### Information supplied
---*---

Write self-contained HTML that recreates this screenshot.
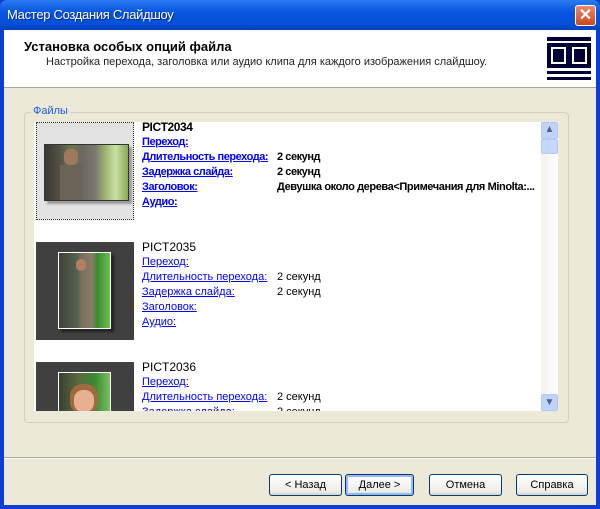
<!DOCTYPE html>
<html><head><meta charset="utf-8"><style>
*{margin:0;padding:0;box-sizing:border-box}
body{width:600px;height:509px;overflow:hidden;background:#0a3fd0;font-family:"Liberation Sans",sans-serif;font-size:11px;position:relative}
.abs{position:absolute}
#title{left:0;top:0;width:600px;height:30px;background:linear-gradient(#2a7cf0,#0755e0 40%,#0450d8 80%,#0340b8);border-radius:7px 7px 0 0}
#title span{position:absolute;left:7px;top:7px;color:#fff;font-size:13px;letter-spacing:-0.3px;text-shadow:1px 1px #0a2a80}
#close{left:575px;top:5px;width:21px;height:21px;background:linear-gradient(#e88a6a,#d0461f);border:1px solid #fff;border-radius:3px;color:#fff;font-size:16px;font-weight:bold;text-align:center;line-height:19px}
#client{left:4px;top:30px;width:592px;height:475px;background:#ece9d8}
#hdr{left:4px;top:30px;width:592px;height:58px;background:#fff;border-bottom:1px solid #aca899}
.l{color:#0000ff;text-decoration:underline}
#grp{left:24px;top:112px;width:545px;height:311px;border:1px solid #d0d0bf;border-radius:4px}
#list{left:34px;top:122px;width:524px;height:289px;background:#fff;overflow:hidden}
.row{position:absolute;left:108px;font-size:11px;line-height:15px;white-space:nowrap}
.b{font-weight:bold;letter-spacing:-0.45px}
.btn{position:absolute;top:474px;height:22px;border:1px solid #003c74;border-radius:3px;background:linear-gradient(#fff,#ecebe6 85%,#d6d0c5);text-align:center;line-height:20px;font-size:11px}
</style></head><body>
<div class="abs" id="title"><span>Мастер Создания Слайдшоу</span></div>
<div class="abs" id="close">✕</div>
<div class="abs" id="client"></div>
<div class="abs" id="hdr"></div>
<div class="abs" style="left:24px;top:39px;font-size:13px;font-weight:bold">Установка особых опций файла</div>
<div class="abs" style="left:46px;top:56px;font-size:11px;color:#222">Настройка перехода, заголовка или аудио клипа для каждого изображения слайдшоу.</div>
<svg class="abs" style="left:547px;top:37px" width="44" height="44"><rect x="0" y="0" width="44" height="4" fill="#000033"/><rect x="0" y="6" width="44" height="25" fill="#000033"/><rect x="4" y="10" width="15" height="17" fill="#fff"/><rect x="25" y="10" width="15" height="17" fill="#fff"/><rect x="6" y="12" width="11" height="13" fill="#000033"/><rect x="27" y="12" width="11" height="13" fill="#000033"/><rect x="0" y="34" width="44" height="3" fill="#000033"/><rect x="0" y="40" width="44" height="3" fill="#000033"/></svg>
<div class="abs" id="grp"></div>
<div class="abs" style="left:31px;top:105px;background:#ece9d8;padding:0 2px;color:#1a5ad8;font-size:11px">Файлы</div>
<div class="abs" id="list">
 <div class="abs" style="left:2px;top:0;width:98px;height:98px;background:#e3e3e3;border:1px dotted #333"></div>
 <div class="abs" style="left:10px;top:22px;width:85px;height:57px;background:#333;box-shadow:3px 3px 2px #999"></div>
 <div class="abs" style="left:11px;top:23px;width:83px;height:55px;background:linear-gradient(90deg,#3a3a32 0,#555048 18%,#6a7a40 30%,#6a6860 45%,#7b7670 60%,#9fb070 72%,#c8e0a0 85%,#8aa858 100%)"></div>
 <div class="abs" style="left:30px;top:27px;width:14px;height:16px;background:#a07a60;border-radius:6px"></div>
 <div class="abs" style="left:26px;top:43px;width:22px;height:35px;background:#6a6458"></div>
 <div class="abs b" style="left:108px;top:-2px;font-size:12px">PICT2034</div>
 <div class="row b" style="top:13px"><span class="l">Переход:</span></div>
 <div class="row b" style="top:28px"><span class="l">Длительность перехода:</span></div>
 <div class="row b" style="top:43px"><span class="l">Задержка слайда:</span></div>
 <div class="row b" style="top:58px"><span class="l">Заголовок:</span></div>
 <div class="row b" style="top:73px"><span class="l">Аудио:</span></div>
 <div class="row b" style="left:243px;top:28px">2 секунд</div>
 <div class="row b" style="left:243px;top:43px">2 секунд</div>
 <div class="row b" style="left:243px;top:58px;letter-spacing:-0.4px">Девушка около дерева&lt;Примечания для Minolta:...</div>
 <div class="abs" style="left:2px;top:120px;width:98px;height:98px;background:#404040"></div>
 <div class="abs" style="left:24px;top:130px;width:53px;height:77px;background:#fff;box-shadow:3px 3px 2px #222"></div>
 <div class="abs" style="left:25px;top:131px;width:51px;height:75px;background:linear-gradient(90deg,#3e4238 0,#556050 35%,#7a7060 45%,#8a7c68 65%,#3a8a30 75%,#6ac050 100%)"></div>
 <div class="abs" style="left:42px;top:137px;width:10px;height:12px;background:#b08060;border-radius:5px"></div>
 <div class="abs" style="left:108px;top:118px;font-size:12px">PICT2035</div>
 <div class="row" style="top:133px"><span class="l">Переход:</span></div>
 <div class="row" style="top:148px"><span class="l">Длительность перехода:</span></div>
 <div class="row" style="top:163px"><span class="l">Задержка слайда:</span></div>
 <div class="row" style="top:178px"><span class="l">Заголовок:</span></div>
 <div class="row" style="top:193px"><span class="l">Аудио:</span></div>
 <div class="row" style="left:243px;top:148px">2 секунд</div>
 <div class="row" style="left:243px;top:163px">2 секунд</div>
 <div class="abs" style="left:2px;top:240px;width:98px;height:98px;background:#404040"></div>
 <div class="abs" style="left:24px;top:250px;width:53px;height:77px;background:#fff"></div>
 <div class="abs" style="left:25px;top:251px;width:51px;height:75px;background:linear-gradient(90deg,#3a4030 0,#5a6a40 40%,#3a8a30 70%,#7ac060 100%)"></div>
 <div class="abs" style="left:36px;top:262px;width:28px;height:30px;background:#a06a40;border-radius:12px"></div>
 <div class="abs" style="left:40px;top:268px;width:20px;height:22px;background:#e8b090;border-radius:9px"></div>
 <div class="abs" style="left:108px;top:238px;font-size:12px">PICT2036</div>
 <div class="row" style="top:253px"><span class="l">Переход:</span></div>
 <div class="row" style="top:268px"><span class="l">Длительность перехода:</span></div>
 <div class="row" style="top:283px"><span class="l">Задержка слайда:</span></div>
 <div class="row" style="left:243px;top:268px">2 секунд</div>
 <div class="row" style="left:243px;top:283px">2 секунд</div>
 <div class="abs" style="left:507px;top:0;width:17px;height:289px;background:linear-gradient(90deg,#f3f1ec,#fefefb)"></div>
 <div class="abs" style="left:507px;top:0;width:17px;height:17px;background:#c1d3fb;border:1px solid #b4c8f6;border-radius:2px;color:#4d6185;font-size:10px;text-align:center;line-height:14px">▲</div>
 <div class="abs" style="left:507px;top:17px;width:17px;height:15px;background:#c6d6fc;border:1px solid #b4c8f6;border-radius:2px"></div>
 <div class="abs" style="left:507px;top:272px;width:17px;height:17px;background:#c1d3fb;border:1px solid #b4c8f6;border-radius:2px;color:#4d6185;font-size:10px;text-align:center;line-height:15px">▼</div>
</div>
<div class="abs" style="left:4px;top:457px;width:592px;height:1px;background:#aca899"></div>
<div class="abs" style="left:4px;top:458px;width:592px;height:1px;background:#fff"></div>
<div class="btn" style="left:269px;width:73px">&lt; Назад</div>
<div class="btn" style="left:345px;width:69px;box-shadow:inset 0 0 0 2px #98b8f0">Далее &gt;</div>
<div class="btn" style="left:429px;width:73px">Отмена</div>
<div class="btn" style="left:516px;width:72px">Справка</div>
</body></html>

---*---

### Task
Repeat the material above verbatim, with no pictures in the output.

### Complete response
Write self-contained HTML that recreates this screenshot.
<!DOCTYPE html>
<html><head><meta charset="utf-8"><style>
*{margin:0;padding:0;box-sizing:border-box}
body{width:600px;height:509px;overflow:hidden;background:#0a3fd0;font-family:"Liberation Sans",sans-serif;font-size:11px;position:relative}
.abs{position:absolute}
#title{left:0;top:0;width:600px;height:30px;background:linear-gradient(#2a7cf0,#0755e0 40%,#0450d8 80%,#0340b8);border-radius:7px 7px 0 0}
#title span{position:absolute;left:7px;top:7px;color:#fff;font-size:13px;letter-spacing:-0.3px;text-shadow:1px 1px #0a2a80}
#close{left:575px;top:5px;width:21px;height:21px;background:linear-gradient(#e88a6a,#d0461f);border:1px solid #fff;border-radius:3px;color:#fff;font-size:16px;font-weight:bold;text-align:center;line-height:19px}
#client{left:4px;top:30px;width:592px;height:475px;background:#ece9d8}
#hdr{left:4px;top:30px;width:592px;height:58px;background:#fff;border-bottom:1px solid #aca899}
.l{color:#0000ff;text-decoration:underline}
#grp{left:24px;top:112px;width:545px;height:311px;border:1px solid #d0d0bf;border-radius:4px}
#list{left:34px;top:122px;width:524px;height:289px;background:#fff;overflow:hidden}
.row{position:absolute;left:108px;font-size:11px;line-height:15px;white-space:nowrap}
.b{font-weight:bold;letter-spacing:-0.45px}
.btn{position:absolute;top:474px;height:22px;border:1px solid #003c74;border-radius:3px;background:linear-gradient(#fff,#ecebe6 85%,#d6d0c5);text-align:center;line-height:20px;font-size:11px}
</style></head><body>
<div class="abs" id="title"><span>Мастер Создания Слайдшоу</span></div>
<div class="abs" id="close">✕</div>
<div class="abs" id="client"></div>
<div class="abs" id="hdr"></div>
<div class="abs" style="left:24px;top:39px;font-size:13px;font-weight:bold">Установка особых опций файла</div>
<div class="abs" style="left:46px;top:56px;font-size:11px;color:#222">Настройка перехода, заголовка или аудио клипа для каждого изображения слайдшоу.</div>
<svg class="abs" style="left:547px;top:37px" width="44" height="44"><rect x="0" y="0" width="44" height="4" fill="#000033"/><rect x="0" y="6" width="44" height="25" fill="#000033"/><rect x="4" y="10" width="15" height="17" fill="#fff"/><rect x="25" y="10" width="15" height="17" fill="#fff"/><rect x="6" y="12" width="11" height="13" fill="#000033"/><rect x="27" y="12" width="11" height="13" fill="#000033"/><rect x="0" y="34" width="44" height="3" fill="#000033"/><rect x="0" y="40" width="44" height="3" fill="#000033"/></svg>
<div class="abs" id="grp"></div>
<div class="abs" style="left:31px;top:105px;background:#ece9d8;padding:0 2px;color:#1a5ad8;font-size:11px">Файлы</div>
<div class="abs" id="list">
 <div class="abs" style="left:2px;top:0;width:98px;height:98px;background:#e3e3e3;border:1px dotted #333"></div>
 <div class="abs" style="left:10px;top:22px;width:85px;height:57px;background:#333;box-shadow:3px 3px 2px #999"></div>
 <div class="abs" style="left:11px;top:23px;width:83px;height:55px;background:linear-gradient(90deg,#3a3a32 0,#555048 18%,#6a7a40 30%,#6a6860 45%,#7b7670 60%,#9fb070 72%,#c8e0a0 85%,#8aa858 100%)"></div>
 <div class="abs" style="left:30px;top:27px;width:14px;height:16px;background:#a07a60;border-radius:6px"></div>
 <div class="abs" style="left:26px;top:43px;width:22px;height:35px;background:#6a6458"></div>
 <div class="abs b" style="left:108px;top:-2px;font-size:12px">PICT2034</div>
 <div class="row b" style="top:13px"><span class="l">Переход:</span></div>
 <div class="row b" style="top:28px"><span class="l">Длительность перехода:</span></div>
 <div class="row b" style="top:43px"><span class="l">Задержка слайда:</span></div>
 <div class="row b" style="top:58px"><span class="l">Заголовок:</span></div>
 <div class="row b" style="top:73px"><span class="l">Аудио:</span></div>
 <div class="row b" style="left:243px;top:28px">2 секунд</div>
 <div class="row b" style="left:243px;top:43px">2 секунд</div>
 <div class="row b" style="left:243px;top:58px;letter-spacing:-0.4px">Девушка около дерева&lt;Примечания для Minolta:...</div>
 <div class="abs" style="left:2px;top:120px;width:98px;height:98px;background:#404040"></div>
 <div class="abs" style="left:24px;top:130px;width:53px;height:77px;background:#fff;box-shadow:3px 3px 2px #222"></div>
 <div class="abs" style="left:25px;top:131px;width:51px;height:75px;background:linear-gradient(90deg,#3e4238 0,#556050 35%,#7a7060 45%,#8a7c68 65%,#3a8a30 75%,#6ac050 100%)"></div>
 <div class="abs" style="left:42px;top:137px;width:10px;height:12px;background:#b08060;border-radius:5px"></div>
 <div class="abs" style="left:108px;top:118px;font-size:12px">PICT2035</div>
 <div class="row" style="top:133px"><span class="l">Переход:</span></div>
 <div class="row" style="top:148px"><span class="l">Длительность перехода:</span></div>
 <div class="row" style="top:163px"><span class="l">Задержка слайда:</span></div>
 <div class="row" style="top:178px"><span class="l">Заголовок:</span></div>
 <div class="row" style="top:193px"><span class="l">Аудио:</span></div>
 <div class="row" style="left:243px;top:148px">2 секунд</div>
 <div class="row" style="left:243px;top:163px">2 секунд</div>
 <div class="abs" style="left:2px;top:240px;width:98px;height:98px;background:#404040"></div>
 <div class="abs" style="left:24px;top:250px;width:53px;height:77px;background:#fff"></div>
 <div class="abs" style="left:25px;top:251px;width:51px;height:75px;background:linear-gradient(90deg,#3a4030 0,#5a6a40 40%,#3a8a30 70%,#7ac060 100%)"></div>
 <div class="abs" style="left:36px;top:262px;width:28px;height:30px;background:#a06a40;border-radius:12px"></div>
 <div class="abs" style="left:40px;top:268px;width:20px;height:22px;background:#e8b090;border-radius:9px"></div>
 <div class="abs" style="left:108px;top:238px;font-size:12px">PICT2036</div>
 <div class="row" style="top:253px"><span class="l">Переход:</span></div>
 <div class="row" style="top:268px"><span class="l">Длительность перехода:</span></div>
 <div class="row" style="top:283px"><span class="l">Задержка слайда:</span></div>
 <div class="row" style="left:243px;top:268px">2 секунд</div>
 <div class="row" style="left:243px;top:283px">2 секунд</div>
 <div class="abs" style="left:507px;top:0;width:17px;height:289px;background:linear-gradient(90deg,#f3f1ec,#fefefb)"></div>
 <div class="abs" style="left:507px;top:0;width:17px;height:17px;background:#c1d3fb;border:1px solid #b4c8f6;border-radius:2px;color:#4d6185;font-size:10px;text-align:center;line-height:14px">▲</div>
 <div class="abs" style="left:507px;top:17px;width:17px;height:15px;background:#c6d6fc;border:1px solid #b4c8f6;border-radius:2px"></div>
 <div class="abs" style="left:507px;top:272px;width:17px;height:17px;background:#c1d3fb;border:1px solid #b4c8f6;border-radius:2px;color:#4d6185;font-size:10px;text-align:center;line-height:15px">▼</div>
</div>
<div class="abs" style="left:4px;top:457px;width:592px;height:1px;background:#aca899"></div>
<div class="abs" style="left:4px;top:458px;width:592px;height:1px;background:#fff"></div>
<div class="btn" style="left:269px;width:73px">&lt; Назад</div>
<div class="btn" style="left:345px;width:69px;box-shadow:inset 0 0 0 2px #98b8f0">Далее &gt;</div>
<div class="btn" style="left:429px;width:73px">Отмена</div>
<div class="btn" style="left:516px;width:72px">Справка</div>
</body></html>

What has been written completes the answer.